Bugfix for test error computation in the output generated by exec/Step3e-estimate-test-error.R.
IntervalRegressionProblems(factor.regularization=NULL) means compute just one model with initial.regularization (rather than a sequence of increasingly more regularized models). This is useful after CV has been used to choose the best regularization parameter, and we just want to fit the model with that parameter to the entire train+validation set.
In pipeline, after training, for every test fold, plot test error as a function of number of training chunks, in order to see if the model could be improved by adding more labels.
Use maxjobs.mclapply, a thin wrapper around mclapply which limits its memory usage, and avoids getting jobs killed on the cluster.

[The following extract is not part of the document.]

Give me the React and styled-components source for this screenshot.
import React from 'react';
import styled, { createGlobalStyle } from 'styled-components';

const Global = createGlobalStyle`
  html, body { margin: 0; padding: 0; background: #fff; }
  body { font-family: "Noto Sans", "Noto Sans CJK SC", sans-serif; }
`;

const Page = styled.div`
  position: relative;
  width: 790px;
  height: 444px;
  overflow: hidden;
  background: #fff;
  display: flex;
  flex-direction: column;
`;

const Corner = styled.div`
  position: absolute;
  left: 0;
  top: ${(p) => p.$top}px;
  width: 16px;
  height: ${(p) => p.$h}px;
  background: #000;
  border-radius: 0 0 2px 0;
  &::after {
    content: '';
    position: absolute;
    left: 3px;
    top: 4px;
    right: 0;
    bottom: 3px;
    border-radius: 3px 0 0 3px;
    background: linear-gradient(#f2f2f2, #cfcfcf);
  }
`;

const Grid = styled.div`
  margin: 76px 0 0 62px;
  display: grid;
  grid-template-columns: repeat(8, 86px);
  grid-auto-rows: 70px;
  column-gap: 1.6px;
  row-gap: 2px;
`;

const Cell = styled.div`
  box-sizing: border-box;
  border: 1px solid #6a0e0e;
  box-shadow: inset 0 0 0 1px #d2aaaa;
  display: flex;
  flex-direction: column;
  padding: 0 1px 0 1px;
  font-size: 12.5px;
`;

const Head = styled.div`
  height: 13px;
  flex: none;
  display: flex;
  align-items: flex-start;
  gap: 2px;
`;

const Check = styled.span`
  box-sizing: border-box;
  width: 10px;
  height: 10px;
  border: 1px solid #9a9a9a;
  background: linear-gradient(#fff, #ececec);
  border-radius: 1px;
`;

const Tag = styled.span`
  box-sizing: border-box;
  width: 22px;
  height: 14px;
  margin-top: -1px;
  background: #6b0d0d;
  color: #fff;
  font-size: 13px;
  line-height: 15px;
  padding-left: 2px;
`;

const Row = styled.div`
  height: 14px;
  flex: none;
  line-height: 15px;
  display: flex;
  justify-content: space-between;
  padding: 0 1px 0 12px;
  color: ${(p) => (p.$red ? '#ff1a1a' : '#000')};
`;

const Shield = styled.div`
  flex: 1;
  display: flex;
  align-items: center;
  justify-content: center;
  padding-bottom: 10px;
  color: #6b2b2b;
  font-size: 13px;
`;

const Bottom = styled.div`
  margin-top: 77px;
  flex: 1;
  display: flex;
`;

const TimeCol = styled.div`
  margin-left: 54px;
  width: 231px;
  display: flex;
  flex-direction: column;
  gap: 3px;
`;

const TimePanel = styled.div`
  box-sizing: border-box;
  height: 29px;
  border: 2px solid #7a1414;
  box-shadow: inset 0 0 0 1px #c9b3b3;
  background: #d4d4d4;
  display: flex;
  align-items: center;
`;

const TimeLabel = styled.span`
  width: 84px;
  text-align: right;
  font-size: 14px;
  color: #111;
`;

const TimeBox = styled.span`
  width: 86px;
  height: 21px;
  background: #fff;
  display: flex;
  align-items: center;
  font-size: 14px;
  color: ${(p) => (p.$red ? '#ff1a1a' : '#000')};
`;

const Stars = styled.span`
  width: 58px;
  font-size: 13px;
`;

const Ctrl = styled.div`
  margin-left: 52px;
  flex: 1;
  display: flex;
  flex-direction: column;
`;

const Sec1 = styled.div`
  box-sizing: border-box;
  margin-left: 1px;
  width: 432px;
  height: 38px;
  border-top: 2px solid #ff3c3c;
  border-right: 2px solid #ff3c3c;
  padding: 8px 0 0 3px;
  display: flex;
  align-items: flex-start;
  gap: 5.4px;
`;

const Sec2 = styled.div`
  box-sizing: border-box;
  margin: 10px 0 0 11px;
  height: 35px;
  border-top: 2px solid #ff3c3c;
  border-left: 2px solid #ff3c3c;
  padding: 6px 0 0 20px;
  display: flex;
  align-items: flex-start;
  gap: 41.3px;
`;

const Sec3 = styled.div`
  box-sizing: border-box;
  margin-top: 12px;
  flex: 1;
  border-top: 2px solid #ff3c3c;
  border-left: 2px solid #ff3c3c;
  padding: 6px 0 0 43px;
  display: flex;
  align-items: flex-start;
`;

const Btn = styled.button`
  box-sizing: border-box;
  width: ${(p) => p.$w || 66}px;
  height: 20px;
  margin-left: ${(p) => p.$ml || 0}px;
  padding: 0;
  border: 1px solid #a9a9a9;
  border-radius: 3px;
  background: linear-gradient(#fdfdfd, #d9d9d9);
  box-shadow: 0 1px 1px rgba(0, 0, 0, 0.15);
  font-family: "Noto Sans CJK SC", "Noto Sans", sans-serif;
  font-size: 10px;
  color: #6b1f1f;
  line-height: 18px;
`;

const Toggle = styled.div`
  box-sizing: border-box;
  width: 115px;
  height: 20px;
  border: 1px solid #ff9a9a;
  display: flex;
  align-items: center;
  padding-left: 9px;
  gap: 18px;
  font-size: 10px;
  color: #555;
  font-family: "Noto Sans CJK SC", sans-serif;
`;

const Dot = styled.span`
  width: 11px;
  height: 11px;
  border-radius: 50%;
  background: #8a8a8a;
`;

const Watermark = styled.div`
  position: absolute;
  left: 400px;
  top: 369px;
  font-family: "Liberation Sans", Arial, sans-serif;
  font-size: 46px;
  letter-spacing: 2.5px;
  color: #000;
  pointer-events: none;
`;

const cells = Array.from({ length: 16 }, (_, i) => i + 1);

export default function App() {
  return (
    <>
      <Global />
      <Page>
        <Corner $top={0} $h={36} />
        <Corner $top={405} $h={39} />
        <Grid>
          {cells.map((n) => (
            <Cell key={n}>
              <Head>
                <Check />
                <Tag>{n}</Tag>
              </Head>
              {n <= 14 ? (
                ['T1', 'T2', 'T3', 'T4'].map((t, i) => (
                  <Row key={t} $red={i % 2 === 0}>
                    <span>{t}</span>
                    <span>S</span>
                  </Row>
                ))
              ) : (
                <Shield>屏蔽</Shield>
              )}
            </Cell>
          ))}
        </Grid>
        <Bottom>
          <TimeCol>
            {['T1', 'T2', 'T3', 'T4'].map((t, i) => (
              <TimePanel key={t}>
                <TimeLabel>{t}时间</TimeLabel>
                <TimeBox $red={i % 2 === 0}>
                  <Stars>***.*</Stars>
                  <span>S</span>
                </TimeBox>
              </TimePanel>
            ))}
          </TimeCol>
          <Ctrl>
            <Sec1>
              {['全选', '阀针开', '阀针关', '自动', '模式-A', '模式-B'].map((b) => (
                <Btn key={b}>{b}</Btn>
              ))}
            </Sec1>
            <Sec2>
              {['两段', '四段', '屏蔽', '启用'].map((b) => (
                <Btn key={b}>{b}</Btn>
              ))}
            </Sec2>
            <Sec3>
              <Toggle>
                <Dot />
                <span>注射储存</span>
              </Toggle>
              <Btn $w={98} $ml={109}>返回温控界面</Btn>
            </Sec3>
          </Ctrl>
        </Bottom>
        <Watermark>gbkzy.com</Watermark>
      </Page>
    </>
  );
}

BUGFIX for feature computation when one or more samples has no/zero coverage data.
Support for data sets with two or more label files.

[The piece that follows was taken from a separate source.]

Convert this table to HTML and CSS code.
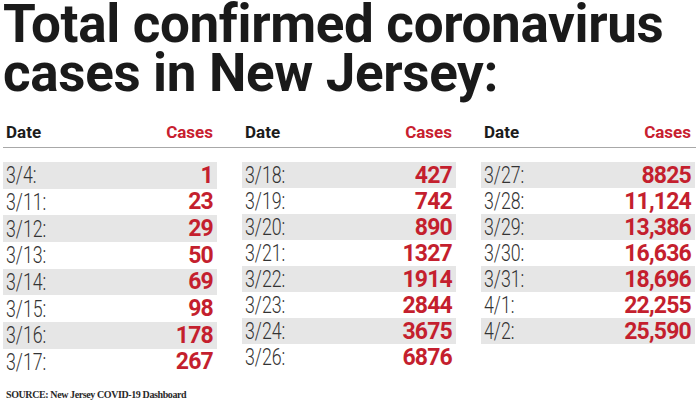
FILE: index.html
```html
<!DOCTYPE html>
<html lang="en">
  <head>
    <meta charset="UTF-8" />
    <meta name="viewport" content="width=device-width, initial-scale=1.0" />
    <title>NJ Coronavirus Cases</title>
    <link rel="stylesheet" href="styles.css">
  </head>
  <body>
    <div class="container">
      <h1>Total confirmed coronavirus<br />cases in New Jersey:</h1>

      <div class="table-head">
        <div class="head"><span>Date</span><span class="cases">Cases</span></div>
        <div class="head"><span>Date</span><span class="cases">Cases</span></div>
        <div class="head"><span>Date</span><span class="cases">Cases</span></div>
      </div>

      <div class="table-body">
        <div class="col col-first">
          <div class="row"><span class="date">3/4:</span><span class="num">1</span></div>
          <div class="row"><span class="date">3/11:</span><span class="num">23</span></div>
          <div class="row"><span class="date">3/12:</span><span class="num">29</span></div>
          <div class="row"><span class="date">3/13:</span><span class="num">50</span></div>
          <div class="row"><span class="date">3/14:</span><span class="num">69</span></div>
          <div class="row"><span class="date">3/15:</span><span class="num">98</span></div>
          <div class="row"><span class="date">3/16:</span><span class="num">178</span></div>
          <div class="row"><span class="date">3/17:</span><span class="num">267</span></div>
        </div>
        <div class="col">
          <div class="row"><span class="date">3/18:</span><span class="num">427</span></div>
          <div class="row"><span class="date">3/19:</span><span class="num">742</span></div>
          <div class="row"><span class="date">3/20:</span><span class="num">890</span></div>
          <div class="row"><span class="date">3/21:</span><span class="num">1327</span></div>
          <div class="row"><span class="date">3/22:</span><span class="num">1914</span></div>
          <div class="row"><span class="date">3/23:</span><span class="num">2844</span></div>
          <div class="row"><span class="date">3/24:</span><span class="num">3675</span></div>
          <div class="row"><span class="date">3/26:</span><span class="num">6876</span></div>
        </div>
        <div class="col">
          <div class="row"><span class="date">3/27:</span><span class="num">8825</span></div>
          <div class="row"><span class="date">3/28:</span><span class="num">11,124</span></div>
          <div class="row"><span class="date">3/29:</span><span class="num">13,386</span></div>
          <div class="row"><span class="date">3/30:</span><span class="num">16,636</span></div>
          <div class="row"><span class="date">3/31:</span><span class="num">18,696</span></div>
          <div class="row"><span class="date">4/1:</span><span class="num">22,255</span></div>
          <div class="row"><span class="date">4/2:</span><span class="num">25,590</span></div>
        </div>
      </div>

      <p class="source">SOURCE: New Jersey COVID-19 Dashboard</p>
    </div>
  </body>
</html>
```

FILE: styles.css
```css
body {
  margin: 0;
  padding: 0;
  background-color: white;
  color: #1c1c1c;
  font-family: Roboto, "Liberation Sans", sans-serif;
}

.container {
  padding-left: 3px;
  width: 693px;
}

h1 {
  margin: 0;
  font-size: 53px;
  font-weight: 700;
  line-height: 49px;
  letter-spacing: -0.35px;
  color: #1a1a1a;
}

.table-head {
  display: grid;
  grid-template-columns: repeat(3, 214px);
  column-gap: 25px;
  margin-top: 24px;
  padding-bottom: 5px;
  border-bottom: 1px solid #a8a8a8;
}

.head {
  display: flex;
  justify-content: space-between;
  padding: 0 4px 0 3px;
  font-size: 17px;
  font-weight: 700;
  line-height: 20px;
}

.head .cases {
  color: #c8202f;
}

.table-body {
  display: grid;
  grid-template-columns: repeat(3, 214px);
  column-gap: 25px;
  align-items: start;
  margin-top: 14px;
}

.row {
  display: flex;
  justify-content: space-between;
  align-items: center;
  height: 26px;
  padding: 0 4px 0 3px;
}

.col-first .row {
  height: 26.67px;
}

.row:nth-child(odd) {
  background-color: #e6e6e6;
}

.date {
  display: inline-block;
  font-size: 24px;
  font-weight: 300;
  color: #333333;
  transform: scaleX(0.74);
  transform-origin: left center;
}

.num {
  font-size: 23px;
  font-weight: 700;
  color: #c41f2e;
  letter-spacing: -0.8px;
}

.source {
  margin: 14px 0 0 3px;
  font-family: "Liberation Serif", serif;
  font-size: 10px;
  font-weight: 700;
  letter-spacing: -0.4px;
  color: #2a2a2a;
}
```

Support for making predictions on samples with no labels at all -- these samples should be used in both the fitting and prediction steps.
test-qsub-pipeline.R makes sure the exec/*.R pipeline scripts run with no errors.
PeakSegJoint.c changed so that the likelihood function is defined from the first base with data to the last base with data, on any sample (before, it was ALL samples, and this is problematic now that we assume the input is a sparse profile).
Remove "read one sample coverage file and save the coverage profile for each labeled chunk" step from exec/ pipeline, since it is so fast with bigwig files now.
To support sparse bigwig data (created with -bg rather than -bga option to coverageBed, resulting in no rows with 0 coverage), binSum no longer returns an error code when chromEnd[i] != chromStart[i+1]. Instead, gaps in the coverage profile are properly treated as bases with 0 coverage.
ConvertModelList returns modelSelection.
peak1.infeasible data set.
Step3 looks for a peak in the same place as previous model, but does not enforce the seg1 < seg2 > seg3 constraint.
ConvertModelList returns segments for model with 0 peaks.
PeakSegJointSeveral function for running the C solver using several suboptimality parameters, and taking the model with the min Poisson loss for each model size.
rename seg_start_end to bin_start_end.
real data sets where buggy heuristic does not recover visually optimal segmentations.
bugfix for heuristic optimization for cases where there is a solution with non-zero index (writes new cumsum vec) before a better solution with zero index (does not write a new cumsum vec, and was stuck with the old cumsum vec).
Squared hinge loss FISTA implementation.
Bugfixes for C memory issues.
Fast C implementation of PeakSegJointHeuristic.
binSum, multi* copied from tdhock/PeakSegDP.